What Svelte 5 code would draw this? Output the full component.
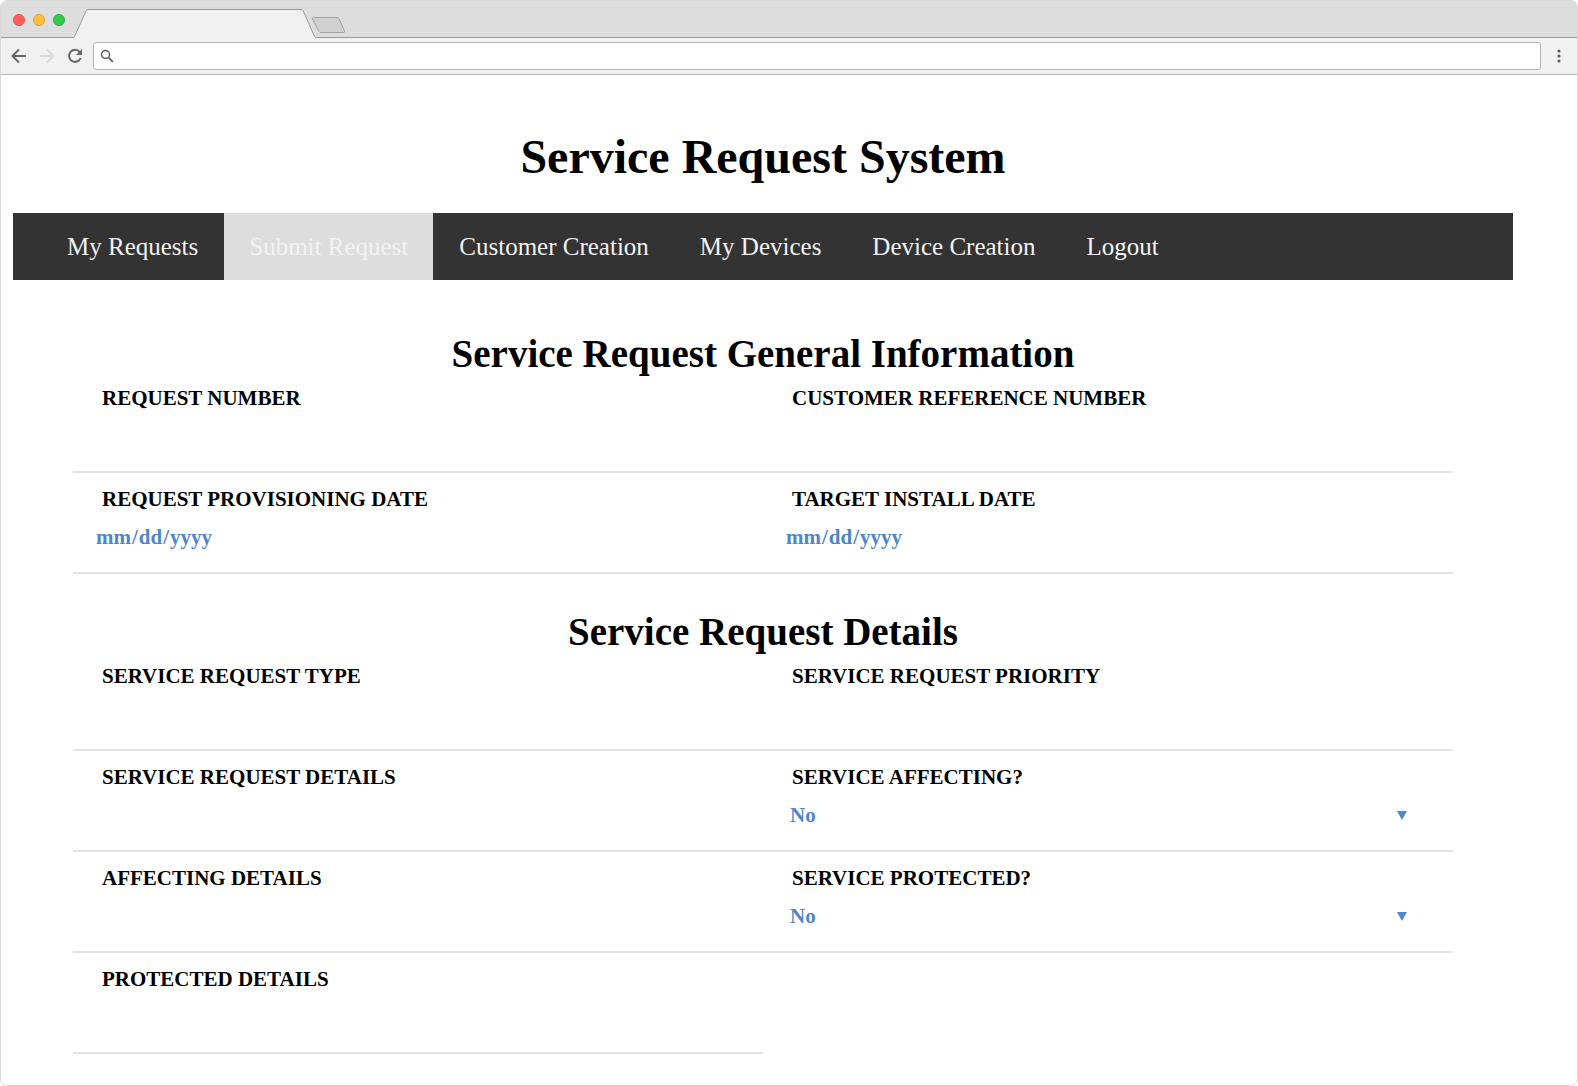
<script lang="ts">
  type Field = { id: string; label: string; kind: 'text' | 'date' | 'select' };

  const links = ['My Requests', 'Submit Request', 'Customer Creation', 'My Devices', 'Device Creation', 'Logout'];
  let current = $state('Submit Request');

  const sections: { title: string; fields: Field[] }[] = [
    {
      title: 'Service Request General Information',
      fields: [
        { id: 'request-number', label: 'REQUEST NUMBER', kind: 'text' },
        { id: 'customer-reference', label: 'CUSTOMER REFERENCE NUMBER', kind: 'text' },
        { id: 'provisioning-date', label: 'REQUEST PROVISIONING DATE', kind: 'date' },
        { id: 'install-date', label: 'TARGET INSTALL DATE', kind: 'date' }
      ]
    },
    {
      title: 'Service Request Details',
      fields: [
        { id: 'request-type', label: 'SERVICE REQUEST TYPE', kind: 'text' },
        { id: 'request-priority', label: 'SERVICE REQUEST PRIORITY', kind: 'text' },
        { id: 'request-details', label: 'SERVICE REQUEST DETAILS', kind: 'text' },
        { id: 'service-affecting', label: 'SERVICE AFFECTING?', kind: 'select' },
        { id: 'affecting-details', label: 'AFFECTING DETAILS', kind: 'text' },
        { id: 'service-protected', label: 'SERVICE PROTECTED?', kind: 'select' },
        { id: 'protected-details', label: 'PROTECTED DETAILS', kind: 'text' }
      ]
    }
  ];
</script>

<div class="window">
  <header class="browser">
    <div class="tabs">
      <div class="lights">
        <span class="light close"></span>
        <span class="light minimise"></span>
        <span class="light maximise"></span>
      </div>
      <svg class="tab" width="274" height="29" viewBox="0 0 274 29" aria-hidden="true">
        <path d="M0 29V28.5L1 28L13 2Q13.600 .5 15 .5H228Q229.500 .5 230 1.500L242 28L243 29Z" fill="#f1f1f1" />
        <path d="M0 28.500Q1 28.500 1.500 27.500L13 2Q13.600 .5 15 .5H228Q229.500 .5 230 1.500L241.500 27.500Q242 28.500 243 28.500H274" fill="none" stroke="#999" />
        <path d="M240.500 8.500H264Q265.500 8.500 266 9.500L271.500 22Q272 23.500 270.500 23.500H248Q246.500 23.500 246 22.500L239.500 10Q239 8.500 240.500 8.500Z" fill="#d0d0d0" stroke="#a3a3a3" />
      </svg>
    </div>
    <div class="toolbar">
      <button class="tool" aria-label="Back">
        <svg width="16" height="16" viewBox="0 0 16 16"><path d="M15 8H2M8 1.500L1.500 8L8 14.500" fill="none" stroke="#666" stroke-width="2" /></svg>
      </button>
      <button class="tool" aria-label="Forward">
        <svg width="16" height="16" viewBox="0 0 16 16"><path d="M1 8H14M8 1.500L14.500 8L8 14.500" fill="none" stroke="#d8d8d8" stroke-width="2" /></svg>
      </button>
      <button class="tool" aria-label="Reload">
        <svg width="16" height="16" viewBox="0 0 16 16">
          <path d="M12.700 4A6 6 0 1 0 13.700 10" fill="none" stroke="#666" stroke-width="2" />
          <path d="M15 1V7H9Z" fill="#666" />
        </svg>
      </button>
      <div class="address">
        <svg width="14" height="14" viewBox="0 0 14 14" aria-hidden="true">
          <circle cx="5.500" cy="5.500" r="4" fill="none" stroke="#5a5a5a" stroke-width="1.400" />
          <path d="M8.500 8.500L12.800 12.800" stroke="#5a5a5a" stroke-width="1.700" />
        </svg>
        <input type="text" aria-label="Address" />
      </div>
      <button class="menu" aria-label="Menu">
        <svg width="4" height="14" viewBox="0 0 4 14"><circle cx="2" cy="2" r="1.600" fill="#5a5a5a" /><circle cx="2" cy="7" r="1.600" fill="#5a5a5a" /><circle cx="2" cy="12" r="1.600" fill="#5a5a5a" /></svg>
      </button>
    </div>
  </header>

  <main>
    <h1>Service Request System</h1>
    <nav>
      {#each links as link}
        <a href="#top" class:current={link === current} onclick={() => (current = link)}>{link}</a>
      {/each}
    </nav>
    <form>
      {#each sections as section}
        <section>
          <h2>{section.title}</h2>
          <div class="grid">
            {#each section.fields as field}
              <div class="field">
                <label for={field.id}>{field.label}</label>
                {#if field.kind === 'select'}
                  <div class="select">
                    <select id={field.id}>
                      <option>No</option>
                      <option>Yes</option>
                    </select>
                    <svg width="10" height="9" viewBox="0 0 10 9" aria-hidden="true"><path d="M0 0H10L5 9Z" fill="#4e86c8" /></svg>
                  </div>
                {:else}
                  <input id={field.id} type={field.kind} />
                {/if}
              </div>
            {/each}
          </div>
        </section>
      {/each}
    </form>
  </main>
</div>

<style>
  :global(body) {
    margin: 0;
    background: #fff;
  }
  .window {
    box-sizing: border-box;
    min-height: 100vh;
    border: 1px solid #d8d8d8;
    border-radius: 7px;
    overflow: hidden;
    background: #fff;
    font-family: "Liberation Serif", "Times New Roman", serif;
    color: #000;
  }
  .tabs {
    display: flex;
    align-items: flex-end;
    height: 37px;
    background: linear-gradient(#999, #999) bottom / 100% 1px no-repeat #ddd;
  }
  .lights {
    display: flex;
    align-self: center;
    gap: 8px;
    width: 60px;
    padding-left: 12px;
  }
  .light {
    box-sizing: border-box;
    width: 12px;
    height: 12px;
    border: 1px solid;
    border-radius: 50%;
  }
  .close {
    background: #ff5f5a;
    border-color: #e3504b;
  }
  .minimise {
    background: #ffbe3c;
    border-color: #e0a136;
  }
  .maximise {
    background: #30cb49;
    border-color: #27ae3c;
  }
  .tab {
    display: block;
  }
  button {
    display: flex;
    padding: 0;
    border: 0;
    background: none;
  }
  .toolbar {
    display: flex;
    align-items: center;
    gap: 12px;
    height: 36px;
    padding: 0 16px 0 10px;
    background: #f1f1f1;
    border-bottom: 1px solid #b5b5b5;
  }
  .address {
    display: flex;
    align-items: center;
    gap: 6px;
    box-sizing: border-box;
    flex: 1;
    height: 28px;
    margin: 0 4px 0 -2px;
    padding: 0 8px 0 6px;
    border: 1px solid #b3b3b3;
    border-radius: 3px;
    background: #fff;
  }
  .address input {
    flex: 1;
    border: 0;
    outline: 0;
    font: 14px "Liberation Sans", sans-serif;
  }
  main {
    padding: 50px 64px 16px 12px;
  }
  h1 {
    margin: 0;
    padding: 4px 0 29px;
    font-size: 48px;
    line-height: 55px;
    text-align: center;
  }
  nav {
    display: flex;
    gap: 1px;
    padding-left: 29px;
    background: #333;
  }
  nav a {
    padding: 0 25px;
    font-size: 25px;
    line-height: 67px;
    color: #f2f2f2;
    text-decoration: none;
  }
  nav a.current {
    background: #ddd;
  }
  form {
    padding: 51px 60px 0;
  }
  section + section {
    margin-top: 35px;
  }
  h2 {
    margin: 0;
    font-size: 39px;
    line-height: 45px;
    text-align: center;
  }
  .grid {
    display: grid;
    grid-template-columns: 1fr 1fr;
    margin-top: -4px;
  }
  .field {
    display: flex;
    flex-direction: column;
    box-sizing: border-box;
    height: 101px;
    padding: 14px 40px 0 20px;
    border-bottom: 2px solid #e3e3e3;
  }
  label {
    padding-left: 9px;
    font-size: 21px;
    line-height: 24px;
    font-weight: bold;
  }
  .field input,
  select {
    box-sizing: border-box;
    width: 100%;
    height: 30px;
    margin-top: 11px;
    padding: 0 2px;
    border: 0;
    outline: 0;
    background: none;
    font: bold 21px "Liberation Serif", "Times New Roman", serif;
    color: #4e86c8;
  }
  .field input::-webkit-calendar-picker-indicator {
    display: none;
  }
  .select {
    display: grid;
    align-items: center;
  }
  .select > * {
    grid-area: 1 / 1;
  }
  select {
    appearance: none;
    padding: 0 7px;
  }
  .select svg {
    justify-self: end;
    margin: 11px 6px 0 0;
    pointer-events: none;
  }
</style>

* * *

TASK TO CARRY OUT: Pictures stay out. Print the data exactly, from its first line through the line containing "let current = $state('Submit Request');".

RESULT OF THIS TASK:
What Svelte 5 code would draw this? Output the full component.
<script lang="ts">
  type Field = { id: string; label: string; kind: 'text' | 'date' | 'select' };

  const links = ['My Requests', 'Submit Request', 'Customer Creation', 'My Devices', 'Device Creation', 'Logout'];
  let current = $state('Submit Request');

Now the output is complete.